Şirket sadece mali tablolarla oynamamış, ücret şeklinde yöneticilere de para aktarımı yapmıştır. Bu şekilde şirketin CFO‟su Andrew Fastow bu şekilde en az 30 milyon USD, diğer bir yönetici Michael Kopper ise en az 10 milyon USD almıştır. Enron‟un bağımsız ortaklıklarla 40 milyar dolara yakın bir parayı sakladığı düşünülmektedir. Bununla beraber şirket büyük bankaları çeşitli özel amaçlı ortaklıklarına para yatırmaya ikna etmiş ve karşılığında teminat olarak aşırı değerli gösterdiği hisse senetlerini vermiştir. Şirketin özel amaçlı ortaklıkları, bağımsız denetim firmasıyla beraber şirketin gerçek durumunu saklamıştır. Denetim şirketi Andersen‟un 2001 Kasım ayında şirketi yeniden değerlemeye almasıyla 3. çeyreğe ilişkin 618 milyon dolarlık zararı gösteren raporlar ortaya çıkmıştır.

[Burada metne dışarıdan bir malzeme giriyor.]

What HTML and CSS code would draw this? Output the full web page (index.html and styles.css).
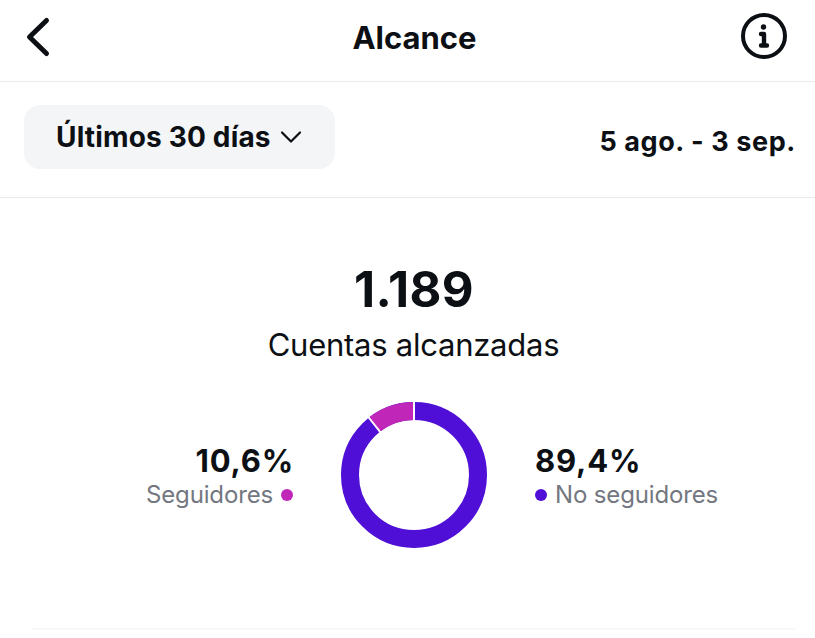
FILE: index.html
```
<!DOCTYPE html>
<html lang="es">
<head>
    <meta charset="UTF-8">
    <meta name="viewport" content="width=device-width, initial-scale=1.0">
    <title>Alcance</title>
    <link rel="stylesheet" href="styles.css">
</head>
<body>
    <header class="top-bar">
        <a href="#" class="back-btn" aria-label="Volver">
            <svg width="28" height="42" viewBox="0 0 28 42">
                <path d="M22.500 4.500 5.500 21l17 16.500" />
            </svg>
        </a>
        <h1>Alcance</h1>
        <a href="#" class="info-btn" aria-label="Información">
            <svg width="48" height="48" viewBox="0 0 48 48">
                <circle cx="24" cy="24" r="21" />
                <path class="stem" d="M21 22h3v11.500M21 33.500h6" />
                <circle class="dot" cx="23.500" cy="15" r="2.700" />
            </svg>
        </a>
    </header>

    <!-- Filtro de fechas -->
    <section class="filter-bar">
        <button class="period-btn">
            <span>Últimos 30 días</span>
            <svg width="22" height="14" viewBox="0 0 22 14">
                <path d="M2 2.500 11 11.500l9-9" />
            </svg>
        </button>
        <span class="date-range">5 ago. - 3 sep.</span>
    </section>

    <main class="reach">
        <div class="total">1.189</div>
        <div class="total-label">Cuentas alcanzadas</div>

        <div class="breakdown">
            <div class="group followers">
                <div class="percent">10,6%</div>
                <div class="group-label">Seguidores <span class="bullet"></span></div>
            </div>
            <svg class="donut" width="146" height="146" viewBox="0 0 146 146">
                <circle class="ring" cx="73" cy="73" r="64" />
                <circle class="slice" cx="73" cy="73" r="64" pathLength="100" />
                <path class="gap" d="M73 0v20M27.300 15l13 16.400" />
            </svg>
            <div class="group non-followers">
                <div class="percent">89,4%</div>
                <div class="group-label"><span class="bullet"></span> No seguidores</div>
            </div>
        </div>
    </main>
</body>
</html>
```

FILE: styles.css
```
* {
    box-sizing: border-box;
}

body {
    margin: 0;
    height: 638px;
    overflow: hidden;
    font-family: Inter, sans-serif;
    background-color: #ffffff;
    color: #0c1014;
}

svg {
    display: block;
    fill: none;
    stroke: #0c1014;
}

.top-bar {
    display: grid;
    grid-template-columns: 60px 1fr 48px;
    align-items: center;
    height: 82px;
    padding: 0 27px 9px 13px;
    border-bottom: 1px solid #e9eaec;
}

.back-btn svg {
    margin: 2px 0 0 11px;
    stroke-width: 5;
    stroke-linecap: round;
    stroke-linejoin: round;
}

.info-btn svg {
    stroke-width: 4;
}

.info-btn .stem {
    stroke-width: 4.400;
    stroke-linecap: round;
    stroke-linejoin: round;
}

.info-btn .dot {
    fill: #0c1014;
    stroke: none;
}

h1 {
    margin: 4px 0 0 16px;
    font-size: 31px;
    line-height: 40px;
    font-weight: 650;
    letter-spacing: 0;
    text-align: center;
}

.filter-bar {
    display: flex;
    justify-content: space-between;
    align-items: flex-start;
    height: 116px;
    padding: 23px 19px 0 24px;
    border-bottom: 1px solid #e9eaec;
}

.period-btn {
    display: flex;
    align-items: center;
    gap: 9px;
    width: 311px;
    height: 64px;
    padding: 0 0 0 32px;
    border: none;
    border-radius: 16px;
    background-color: #f3f5f7;
    color: #0c1014;
    font-family: inherit;
    font-size: 28px;
    font-weight: 650;
    letter-spacing: 0.17px;
    white-space: nowrap;
}

.period-btn svg {
    stroke-width: 2.200;
    stroke-linecap: round;
    stroke-linejoin: round;
}

.date-range {
    margin-top: 20px;
    font-size: 27px;
    line-height: 34px;
    font-weight: 650;
    letter-spacing: 0.6px;
    white-space: nowrap;
}

.reach {
    height: 432px;
    margin: 0 20px 0 32px;
    padding-top: 62px;
    border-bottom: 2px solid #f8f8f8;
}

.total {
    margin-left: 1px;
    font-size: 49px;
    line-height: 60px;
    font-weight: 700;
    letter-spacing: 0.4px;
    text-align: center;
}

.total-label {
    margin-top: 5px;
    font-size: 31px;
    line-height: 40px;
    letter-spacing: -0.25px;
    text-align: center;
}

.breakdown {
    display: grid;
    grid-template-columns: 261px 146px 1fr;
    column-gap: 48px;
    align-items: start;
    margin-top: 37px;
}

.followers {
    text-align: right;
}

.group {
    padding-top: 39px;
}

.percent {
    margin-right: -1px;
    font-size: 31px;
    line-height: 40px;
    font-weight: 650;
    letter-spacing: 0.8px;
}

.group-label {
    display: flex;
    align-items: center;
    gap: 8px;
    font-size: 24px;
    line-height: 28px;
    letter-spacing: -0.15px;
    color: #737780;
    white-space: nowrap;
}

.followers .group-label {
    justify-content: flex-end;
}

.bullet {
    width: 12px;
    height: 12px;
    border-radius: 50%;
    background-color: #4f0fd6;
}

.followers .bullet {
    background-color: #c026b8;
}

.ring,
.slice {
    stroke: #4f0fd6;
    stroke-width: 18;
}

.slice {
    stroke: #c026b8;
    stroke-dasharray: 10.6 89.4;
    stroke-dashoffset: 35.6;
}

.gap {
    stroke: #ffffff;
    stroke-width: 2;
}
```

Özel amaçlı ortaklıklarla ilgili açıklamalarda piyasadaki güveni iyice sarsmış ve şirket iflasını açıklamıştır (Süer, 2003: 2-5).

2001 yılının ilk yarısında hisse senedi fiyatı 80$, ikinci yarısında da 30$ olan enron hisseleri, bu batışın ardından 0.20$‟a düşmüştür. Bu durumdan hem şirket çalışanları hem de yatırımcılar çok büyük zararlar görmüşlerdir. Amerika‟da firmaların büyük çoğunluğu kamu kuruluşlarından onay almış bağımsız denetim firmalarınca denetlenmektedir.

Enron‟un batış hikayesiyle, beraber çalıştığı denetim firması Arthur Anderson da beraber olmak üzere, bu tür denetim firmaları çok büyük itibar kaybı yaşamıştır (Akyüz, 2002: 8).

İtibar sermayesi, rekabet ortamında çok önemli bir unsurdur. Bu anlamda, hem yöneticilere aşırı ödemeler yapılıp, hem de sosyal sermayenin aynı zamanda korunmasının mümkün olup olmadığı düşündürücüdür. Birçok firma yöneticisi, eğer çalıştıkları firmalar halka açık firmalarsa, kendi varlıklarını da şirkete yatırım yaparak değerlendirmektedirler.

Bu anlamda yöneticiler açısında itibar çok önemli görülmektedir. Kendi varlıklarını da şirkete yatırmış olmanın vermiş olduğu sorumlulukla, yöneticiler daha başarı odaklı çalışmaktadır. Fakat buna ilaveten, şirketin varlıkları firma yöneticilerinin kontrolünde olduğu için, yöneticiler uygun buldukları ortamlarda hileli davranışlarla, kendi varlıklarını daha fazla arttırma eğiliminde olacaklardır (Bulut, 2009: 86).

73

Petrick ve diğerleri (1999‟dan aktaran: Kulik, 2005: 350), enron yöneticilerini, aşırı hırsları, dürüst olmayan davranışları, kibir ve bencillikleri, riyakarlıkları, saygın olmayan tavırları ve adaletsiz tutumları nedeniyle “çürük elmalar”a benzetmektedirler.

Buna göre, daha fazla kontrol gerektiren, çatlak vermiş bir sistem içinde, daha şeffaf muhasebe yöntemleri kullanmaya çalışmak, sadece bu tür yöneticileri başka yöntemler kullanmaya iter. Enron‟un nasıl hem bu kadar popüler hem de bu kadar dolandırıcı bir şirket olduğu ciddi bir araştırma konusudur.

Özellikle muhasebe hesapları ve güvenlik konusunda yapılan yolsuzlukların altından, üst düzey yöneticiler çıkmaktadır. Yöneticilerin kendilerinden beklenen performansı göstermedeki yetersizlikleri, aşırı hırslı olmaları ve bazı memurların görevlerini ahlaki bir şekilde yerine getirmemesi, bu durumu desteklemektedirler (Caroll, 2003‟ten aktaran: Clement, 2006: 24). Kurumlarda ahlaki olmayan davranışların düzeltilmesinin önündeki en önemli engellerden biri, Amerikan politik yapısıdır. Kurumsal davranışların düzeltilmesi konusunda, eğer memurların bir çıkarı olacaksa, onlar da ahlaki olmayan davranışlara destek vermektedirler (Clement, 2006: 324).